子どもの心を守るために、私がしていること

ピアノ教室では、音楽を教えることはもちろんですが、子どもたち一人ひとりの心の動きに寄り添うことも、同じくらい大切だと感じています。

レッスンの中で、子どもたちはふとした瞬間に学校のことや友だちのこと、家で感じていることなどを話してくれることがあります。
でも私は、どんな話もすぐに親御さんに伝えることはしていません。

子どもに「話してもいい?」と聞くこと

子どもが勇気を出して話してくれたことは、その子の大切な気持ち。
それを勝手に誰かに伝えてしまうと、心の中に「裏切られた」と感じる小さな傷ができてしまうかもしれません。

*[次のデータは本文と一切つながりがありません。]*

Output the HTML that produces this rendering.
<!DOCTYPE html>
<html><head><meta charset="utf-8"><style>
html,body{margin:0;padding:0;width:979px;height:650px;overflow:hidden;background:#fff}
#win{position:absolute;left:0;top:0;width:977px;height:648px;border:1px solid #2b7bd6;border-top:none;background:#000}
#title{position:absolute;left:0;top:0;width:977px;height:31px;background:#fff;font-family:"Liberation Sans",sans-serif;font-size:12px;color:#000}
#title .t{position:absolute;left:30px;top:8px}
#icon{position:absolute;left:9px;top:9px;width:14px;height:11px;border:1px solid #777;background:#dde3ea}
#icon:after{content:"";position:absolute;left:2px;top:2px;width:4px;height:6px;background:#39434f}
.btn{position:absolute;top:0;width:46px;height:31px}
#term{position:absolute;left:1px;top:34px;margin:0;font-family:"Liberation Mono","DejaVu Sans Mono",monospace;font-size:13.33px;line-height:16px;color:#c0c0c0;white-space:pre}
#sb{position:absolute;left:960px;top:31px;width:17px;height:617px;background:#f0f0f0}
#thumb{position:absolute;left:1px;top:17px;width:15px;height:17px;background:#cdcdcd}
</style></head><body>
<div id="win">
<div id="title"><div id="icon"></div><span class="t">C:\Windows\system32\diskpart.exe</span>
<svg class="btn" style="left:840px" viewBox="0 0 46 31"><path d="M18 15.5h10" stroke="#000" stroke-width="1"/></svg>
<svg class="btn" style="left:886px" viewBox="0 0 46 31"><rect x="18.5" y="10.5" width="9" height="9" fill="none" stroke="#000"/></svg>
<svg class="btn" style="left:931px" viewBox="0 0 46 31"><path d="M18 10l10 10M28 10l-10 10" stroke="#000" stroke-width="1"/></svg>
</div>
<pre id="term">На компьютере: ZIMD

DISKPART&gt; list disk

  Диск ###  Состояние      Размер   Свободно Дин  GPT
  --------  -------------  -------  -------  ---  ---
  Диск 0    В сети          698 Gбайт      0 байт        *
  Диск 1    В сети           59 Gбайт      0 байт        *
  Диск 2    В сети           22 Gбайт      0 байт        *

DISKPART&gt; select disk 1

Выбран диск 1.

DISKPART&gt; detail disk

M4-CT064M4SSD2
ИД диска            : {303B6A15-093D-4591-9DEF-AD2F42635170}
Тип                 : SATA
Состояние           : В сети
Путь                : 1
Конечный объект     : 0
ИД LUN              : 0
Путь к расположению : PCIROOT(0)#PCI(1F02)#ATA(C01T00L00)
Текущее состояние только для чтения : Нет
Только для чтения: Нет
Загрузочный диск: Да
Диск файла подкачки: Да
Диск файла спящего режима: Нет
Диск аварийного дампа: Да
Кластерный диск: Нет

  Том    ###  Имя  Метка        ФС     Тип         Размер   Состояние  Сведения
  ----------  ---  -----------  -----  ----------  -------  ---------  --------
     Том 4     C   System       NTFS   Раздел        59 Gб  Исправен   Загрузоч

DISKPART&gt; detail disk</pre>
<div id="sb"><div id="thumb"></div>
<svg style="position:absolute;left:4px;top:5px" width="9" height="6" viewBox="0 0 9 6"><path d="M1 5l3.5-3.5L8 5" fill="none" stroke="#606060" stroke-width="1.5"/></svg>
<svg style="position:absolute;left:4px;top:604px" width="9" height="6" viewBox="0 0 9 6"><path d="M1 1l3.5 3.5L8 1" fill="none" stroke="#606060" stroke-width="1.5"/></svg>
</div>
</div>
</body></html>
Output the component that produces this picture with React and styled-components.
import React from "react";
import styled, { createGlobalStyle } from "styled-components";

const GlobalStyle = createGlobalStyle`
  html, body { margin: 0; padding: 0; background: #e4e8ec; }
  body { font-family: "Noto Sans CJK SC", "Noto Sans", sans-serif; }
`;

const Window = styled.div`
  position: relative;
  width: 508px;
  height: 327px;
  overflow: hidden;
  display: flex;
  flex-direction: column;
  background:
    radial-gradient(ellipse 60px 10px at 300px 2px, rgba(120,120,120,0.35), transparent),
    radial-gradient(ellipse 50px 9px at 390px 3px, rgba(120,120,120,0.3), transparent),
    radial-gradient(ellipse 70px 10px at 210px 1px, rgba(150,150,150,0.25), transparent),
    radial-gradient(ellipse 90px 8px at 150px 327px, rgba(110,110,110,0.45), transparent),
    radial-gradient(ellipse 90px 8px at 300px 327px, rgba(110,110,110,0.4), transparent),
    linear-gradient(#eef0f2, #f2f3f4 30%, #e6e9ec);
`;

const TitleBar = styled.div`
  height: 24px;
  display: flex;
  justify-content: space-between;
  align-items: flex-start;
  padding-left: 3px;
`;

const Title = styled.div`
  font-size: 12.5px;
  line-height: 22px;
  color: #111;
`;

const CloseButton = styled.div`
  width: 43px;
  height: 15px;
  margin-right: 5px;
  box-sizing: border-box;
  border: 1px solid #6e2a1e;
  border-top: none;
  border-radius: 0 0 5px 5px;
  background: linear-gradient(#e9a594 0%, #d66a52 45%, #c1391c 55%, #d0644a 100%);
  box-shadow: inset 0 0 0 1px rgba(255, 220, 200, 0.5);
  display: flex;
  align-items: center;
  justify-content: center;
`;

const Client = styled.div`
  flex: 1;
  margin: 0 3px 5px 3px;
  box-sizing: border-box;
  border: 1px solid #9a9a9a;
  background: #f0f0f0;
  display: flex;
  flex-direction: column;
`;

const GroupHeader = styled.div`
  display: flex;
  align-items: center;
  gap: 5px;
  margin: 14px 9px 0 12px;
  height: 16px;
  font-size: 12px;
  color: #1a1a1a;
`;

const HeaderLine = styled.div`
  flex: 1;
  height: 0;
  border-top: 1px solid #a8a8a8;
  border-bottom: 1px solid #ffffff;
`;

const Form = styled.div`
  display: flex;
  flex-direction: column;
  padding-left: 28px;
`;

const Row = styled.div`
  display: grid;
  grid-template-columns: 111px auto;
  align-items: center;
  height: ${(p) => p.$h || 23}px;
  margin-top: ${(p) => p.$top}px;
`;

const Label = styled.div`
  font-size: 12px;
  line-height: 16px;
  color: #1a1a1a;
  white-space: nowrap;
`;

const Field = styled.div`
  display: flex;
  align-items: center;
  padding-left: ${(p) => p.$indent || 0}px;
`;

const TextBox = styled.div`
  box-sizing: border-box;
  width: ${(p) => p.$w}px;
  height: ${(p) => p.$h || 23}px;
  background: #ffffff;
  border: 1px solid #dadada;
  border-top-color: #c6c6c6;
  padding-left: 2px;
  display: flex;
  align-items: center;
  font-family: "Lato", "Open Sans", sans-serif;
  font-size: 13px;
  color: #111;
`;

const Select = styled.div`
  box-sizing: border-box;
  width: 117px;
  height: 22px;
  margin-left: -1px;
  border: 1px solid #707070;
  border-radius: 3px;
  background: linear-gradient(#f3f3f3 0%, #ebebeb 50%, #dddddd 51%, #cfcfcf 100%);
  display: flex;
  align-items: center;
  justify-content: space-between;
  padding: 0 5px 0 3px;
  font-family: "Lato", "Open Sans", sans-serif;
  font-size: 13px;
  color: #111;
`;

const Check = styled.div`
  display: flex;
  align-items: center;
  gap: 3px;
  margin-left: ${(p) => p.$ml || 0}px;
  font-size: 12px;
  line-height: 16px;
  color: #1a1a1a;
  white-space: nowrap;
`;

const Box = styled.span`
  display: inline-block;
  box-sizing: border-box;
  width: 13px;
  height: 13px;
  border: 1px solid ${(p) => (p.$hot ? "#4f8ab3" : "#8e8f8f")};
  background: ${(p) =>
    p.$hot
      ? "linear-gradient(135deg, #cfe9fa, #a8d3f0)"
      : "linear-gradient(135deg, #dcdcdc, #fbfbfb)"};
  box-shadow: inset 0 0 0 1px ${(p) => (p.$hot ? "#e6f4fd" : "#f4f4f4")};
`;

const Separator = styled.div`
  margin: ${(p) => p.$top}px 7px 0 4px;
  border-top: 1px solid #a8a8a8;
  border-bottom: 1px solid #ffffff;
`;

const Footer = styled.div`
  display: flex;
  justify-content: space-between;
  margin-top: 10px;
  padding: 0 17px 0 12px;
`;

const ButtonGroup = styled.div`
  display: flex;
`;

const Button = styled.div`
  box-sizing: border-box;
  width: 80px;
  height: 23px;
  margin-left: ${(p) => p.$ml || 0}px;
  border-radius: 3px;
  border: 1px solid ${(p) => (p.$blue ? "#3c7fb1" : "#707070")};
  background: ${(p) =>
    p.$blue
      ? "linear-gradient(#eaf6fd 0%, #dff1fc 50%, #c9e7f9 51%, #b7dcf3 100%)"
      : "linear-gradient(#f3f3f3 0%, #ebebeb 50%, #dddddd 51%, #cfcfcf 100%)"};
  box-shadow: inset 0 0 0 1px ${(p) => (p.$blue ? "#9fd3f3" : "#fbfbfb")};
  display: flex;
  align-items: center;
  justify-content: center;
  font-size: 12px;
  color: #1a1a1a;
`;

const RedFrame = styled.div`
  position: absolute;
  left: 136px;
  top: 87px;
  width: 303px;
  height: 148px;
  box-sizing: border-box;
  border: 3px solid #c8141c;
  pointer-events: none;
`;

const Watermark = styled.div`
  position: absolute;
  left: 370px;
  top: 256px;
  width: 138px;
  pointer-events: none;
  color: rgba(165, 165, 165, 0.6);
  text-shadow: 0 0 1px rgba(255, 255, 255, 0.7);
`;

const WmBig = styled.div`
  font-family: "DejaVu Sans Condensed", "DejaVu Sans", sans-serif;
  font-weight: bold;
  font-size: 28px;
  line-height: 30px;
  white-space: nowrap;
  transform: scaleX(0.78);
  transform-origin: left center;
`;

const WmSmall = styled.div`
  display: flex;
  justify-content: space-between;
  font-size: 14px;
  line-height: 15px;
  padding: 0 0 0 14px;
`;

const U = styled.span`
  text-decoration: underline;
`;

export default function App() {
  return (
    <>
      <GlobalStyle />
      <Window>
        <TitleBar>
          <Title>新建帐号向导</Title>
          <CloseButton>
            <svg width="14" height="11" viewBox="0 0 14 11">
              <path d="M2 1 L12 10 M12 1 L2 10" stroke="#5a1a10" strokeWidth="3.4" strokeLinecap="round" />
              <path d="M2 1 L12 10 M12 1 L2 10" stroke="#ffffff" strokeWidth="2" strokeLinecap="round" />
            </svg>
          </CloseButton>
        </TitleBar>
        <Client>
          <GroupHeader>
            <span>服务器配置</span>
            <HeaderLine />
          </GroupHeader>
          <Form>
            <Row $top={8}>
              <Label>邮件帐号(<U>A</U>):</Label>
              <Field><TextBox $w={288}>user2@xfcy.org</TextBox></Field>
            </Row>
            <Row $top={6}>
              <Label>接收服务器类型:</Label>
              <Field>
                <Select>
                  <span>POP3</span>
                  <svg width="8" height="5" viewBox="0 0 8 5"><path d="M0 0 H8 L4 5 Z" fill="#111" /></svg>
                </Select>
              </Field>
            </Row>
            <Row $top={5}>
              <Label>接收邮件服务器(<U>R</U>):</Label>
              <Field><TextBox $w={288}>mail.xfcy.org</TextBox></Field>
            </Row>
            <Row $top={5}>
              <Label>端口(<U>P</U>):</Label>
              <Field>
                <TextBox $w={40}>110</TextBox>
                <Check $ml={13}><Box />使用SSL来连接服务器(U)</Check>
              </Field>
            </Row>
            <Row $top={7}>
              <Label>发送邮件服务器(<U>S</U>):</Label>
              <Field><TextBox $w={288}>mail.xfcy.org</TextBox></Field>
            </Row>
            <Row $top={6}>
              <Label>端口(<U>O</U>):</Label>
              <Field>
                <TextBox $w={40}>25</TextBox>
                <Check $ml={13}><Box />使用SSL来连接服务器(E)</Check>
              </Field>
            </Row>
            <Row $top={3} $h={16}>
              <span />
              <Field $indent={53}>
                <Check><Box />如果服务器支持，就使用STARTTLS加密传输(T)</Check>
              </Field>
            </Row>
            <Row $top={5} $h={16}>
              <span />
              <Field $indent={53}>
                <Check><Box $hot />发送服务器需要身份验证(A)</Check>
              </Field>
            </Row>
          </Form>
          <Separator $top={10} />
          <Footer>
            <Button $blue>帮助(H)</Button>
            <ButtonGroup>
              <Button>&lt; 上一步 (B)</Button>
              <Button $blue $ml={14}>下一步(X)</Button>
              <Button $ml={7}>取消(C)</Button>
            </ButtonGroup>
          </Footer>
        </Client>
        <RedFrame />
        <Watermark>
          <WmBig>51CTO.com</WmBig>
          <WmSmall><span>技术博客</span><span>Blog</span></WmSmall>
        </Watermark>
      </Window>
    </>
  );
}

だから私は、親御さんに話した方が良いと判断したときは、
「お母さんに話した方がいいと思うの。話してもいい?」
と、必ず本人に確認するようにしています。

それが、自分の気持ちや出来事に責任を持つことにもつながるし、信頼関係にもつながっていくと感じているからです。

先日起こった、小さなハプニング

ある日のレッスンで、ひとりの生徒さんが、教室に置いてあったハードディスクをうっかり倒してしまいました。
ほんの少し欠けたものの、データの中身は無事。

私は中を確認して、
「大丈夫だったよ。データは壊れてなかったから安心してね。でも、倒してしまったことは謝ろうか。」
と伝えました。

「ごめんなさい」
と言うと、その子はホッとしたのか、ぽろぽろと涙をこぼし始めました。

「ごめんね。びっくりしたよね。ここに置いておいた先生も悪かったと思う。だからここに片付けておくね。ごめんね。」
そう伝えると、涙を拭きながらコクンと頷いてくれました。

「どう報告するか」も一緒に考える

落ち着いたころを見計らって、私はこう伝えました。

「このことはね、お母さんにお話しした方がいいと思うの。そうしたら、あなたの心も軽くなって、次のレッスンに来やすくなると思うの。」

「こういうことがありました。データは壊れていません。問題は解決しています。だから弁償とかそういうこともなくて安心してください。って伝えようと思うんだけど、あなたがいないところでLINEで伝えた方がいいか、今日の帰りにあなたがいるところで話した方がいいか、どっちの方が心が軽くなりそう?」

するとその子はしばらく考えて、「今日の帰り」と答えました。

安心して帰れるように

お迎えの時間、私は子どもが隣にいる状態で、お母さんに事の経緯をお伝えしました。

どんなふうに伝えるか、どんなトーンで話すか、子どもはしっかり見ています。

その様子を緊張した面持ちで見ていた生徒。
お母さんの反応も見て、少しずつ表情が緩んでいくのがわかりました。

「よし、これで大丈夫ね!また来週ね!」と笑顔で手を振ると、生徒も笑顔で振り返してくれて、おだやかにその日のレッスンを終えることができました。

大人の関わりが、心の土台を育てる

子どもたちは、失敗してしまったときこそ、大人の対応をよく見ています。

責めるのではなく、安心できる環境の中で「どうしたらいいか」を一緒に考えていくこと。
その積み重ねが、信頼関係を育て、自信にもつながっていくのだと思います。

そしてそれは、教室の中だけで完結することではありません。
自分の気持ちを伝えたり、誰かと向き合ったりする経験は、やがて教室の外——学校や家庭、友人関係など、さまざまな場面での対応力にもつながっていくと感じています。

私の教室が、そんな学びの土台になる場所であり続けられるように。
今日も子どもたちと一緒に、音楽と心の学びを重ねています。